When motherhood is an idol, it leads mothers to cling obsessively to their children even after they have left the nest. It leads to surrogacy and sperm donation. It leads to feelings of fear and insecurity born of perfectionism. It leads to feeling incomplete without a child—a feeling that can be devastating for single or infertile women.
Edith Stein (St. Teresa Benedicta of the Cross) wrote beautifully about the feminine soul and its maternity—and of how the natural gifts of a mother could be twisted by original sin. “In her relations to others, it is manifested in her complete absorption with them beyond the measure required by maternal functions,” she wrote.
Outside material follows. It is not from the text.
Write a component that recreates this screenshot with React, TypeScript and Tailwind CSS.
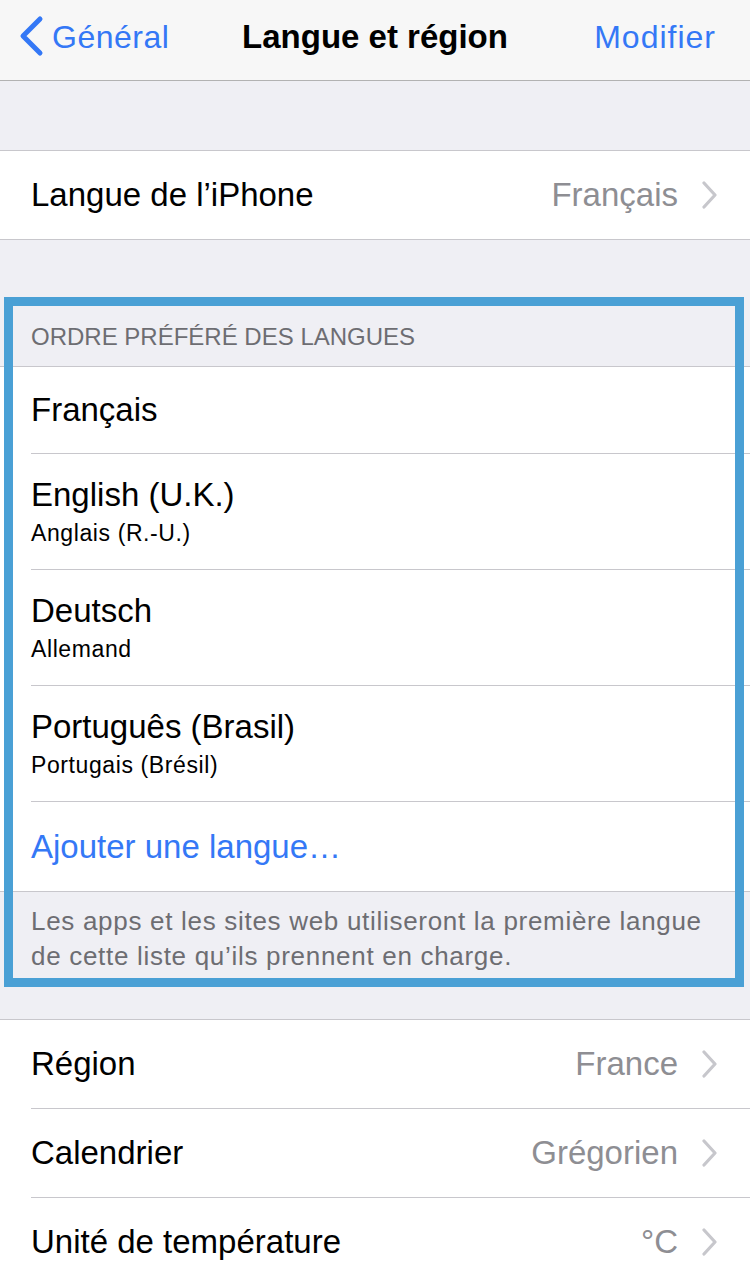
import React from 'react';

const font = { fontFamily: '"Liberation Sans", Arial, sans-serif' };

const Chevron = () => (
  <svg width="16" height="28" viewBox="0 0 16 28" className="ml-[24px] shrink-0">
    <path d="M2 2 L13 14 L2 26" fill="none" stroke="#c7c7cc" strokeWidth="3.2" strokeLinecap="round" strokeLinejoin="round" />
  </svg>
);

const ValueRow = ({ label, value, last }: { label: string; value: string; last?: boolean }) => (
  <div className="pl-[31px]">
    <div className={`flex items-center pr-[32px] ${last ? 'h-[88px]' : 'h-[89px] border-b border-[#c8c7cc]'}`}>
      <span className="text-[33px] text-black flex-1">{label}</span>
      <span className="text-[33px] text-[#8e8e93]">{value}</span>
      <Chevron />
    </div>
  </div>
);

const LangRow = ({ title, sub }: { title: string; sub?: string }) => (
  <div className="pl-[31px]">
    <div className={`flex flex-col justify-center border-b border-[#c8c7cc] ${sub ? 'h-[116px]' : 'h-[87px]'}`}>
      <span className="text-[33px] text-black leading-[40px]">{title}</span>
      {sub && <span className="text-[23px] tracking-[0.6px] text-black leading-[30px] mt-[3px]">{sub}</span>}
    </div>
  </div>
);

export default function App() {
  return (
    <div className="relative w-[750px] h-[1286px] overflow-hidden bg-[#efeff4]" style={font}>
      {/* nav bar */}
      <div className="h-[81px] bg-[#f7f7f7] border-b border-[#b2b2b2] flex items-center px-[18px] pb-[6px]">
        <div className="flex items-center w-[220px]">
          <svg width="26" height="44" viewBox="0 0 26 44">
            <path d="M22 4 L5 21 L22 38" fill="none" stroke="#3478f6" strokeWidth="5" strokeLinecap="round" strokeLinejoin="round" />
          </svg>
          <span className="text-[32px] tracking-[0.5px] text-[#3478f6] ml-[8px]">Général</span>
        </div>
        <div className="flex-1 text-center text-[33px] font-bold text-black">Langue et région</div>
        <div className="w-[220px] text-right text-[32px] tracking-[1px] text-[#3478f6] pr-[16px]">Modifier</div>
      </div>

      <div className="h-[69px]" />

      <div className="bg-white border-y border-[#c8c7cc]">
        <ValueRow label="Langue de l’iPhone" value="Français" last />
      </div>

      {/* preferred order section */}
      <div className="h-[126px] flex items-end pl-[31px] pb-[11px]">
        <span className="text-[24px] text-[#6d6d72]">ORDRE PRÉFÉRÉ DES LANGUES</span>
      </div>
      <div className="bg-white border-y border-[#c8c7cc]">
        <LangRow title="Français" />
        <LangRow title="English (U.K.)" sub="Anglais (R.-U.)" />
        <LangRow title="Deutsch" sub="Allemand" />
        <LangRow title="Português (Brasil)" sub="Portugais (Brésil)" />
        <div className="pl-[31px] h-[89px] flex items-center">
          <span className="text-[33px] text-[#3478f6]">Ajouter une langue…</span>
        </div>
      </div>
      <div className="pl-[31px] pr-[40px] pt-[12px] h-[127px] text-[26px] tracking-[0.7px] leading-[35px] text-[#6d6d72]">
        Les apps et les sites web utiliseront la première langue de cette liste qu’ils prennent en charge.
      </div>

      <div className="bg-white border-t border-[#c8c7cc]">
        <ValueRow label="Région" value="France" />
        <ValueRow label="Calendrier" value="Grégorien" />
        <ValueRow label="Unité de température" value="°C" last />
      </div>

      {/* highlight frame */}
      <div className="absolute left-[4px] top-[297px] w-[740px] h-[690px] border-[9px] border-[#4aa0d5] pointer-events-none" />
    </div>
  );
}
Woman can also have “the tendency to daydream and rhapsodize; her inner life with fantasy heroes in a fantasy world paralyzes her capacity for judgment and fitness for the real world.”
As Professor Dumbledore told Harry, “It does not do to dwell on dreams and forget to live.”
Wanda dwelled in a dream, and she forgot to live. She was unable to grieve the loss of Vision, and she was unable to use her gifts to help others. Instead, she became a twisted version of a mother, willing to do whatever it takes to have children. That path led to death—for others and for herself.
Out of the Weeds
I am fully in the weeds of motherhood, chasing a toddler every day, trying to get her to eat her food rather than spit it out or throw it on the floor and trying to help a one-year-old with strong opinions learn to manage her suddenly big emotions. I love being a mother, and I worry constantly about whether I’m doing it “right.”
But the truth is, striving to be a perfect mother is not only an impossible path; it is also a wrong one. I can’t be a perfect mother, and trying to be one will lead me down a sinful road. Yes, I can do my best—but I can also acknowledge that my best will never be good enough unless it includes a surrender to God’s will and every attempt to cooperate with the grace that I know he’s given me. In other words, God is my idol. Motherhood is just the journey he’s taking me on.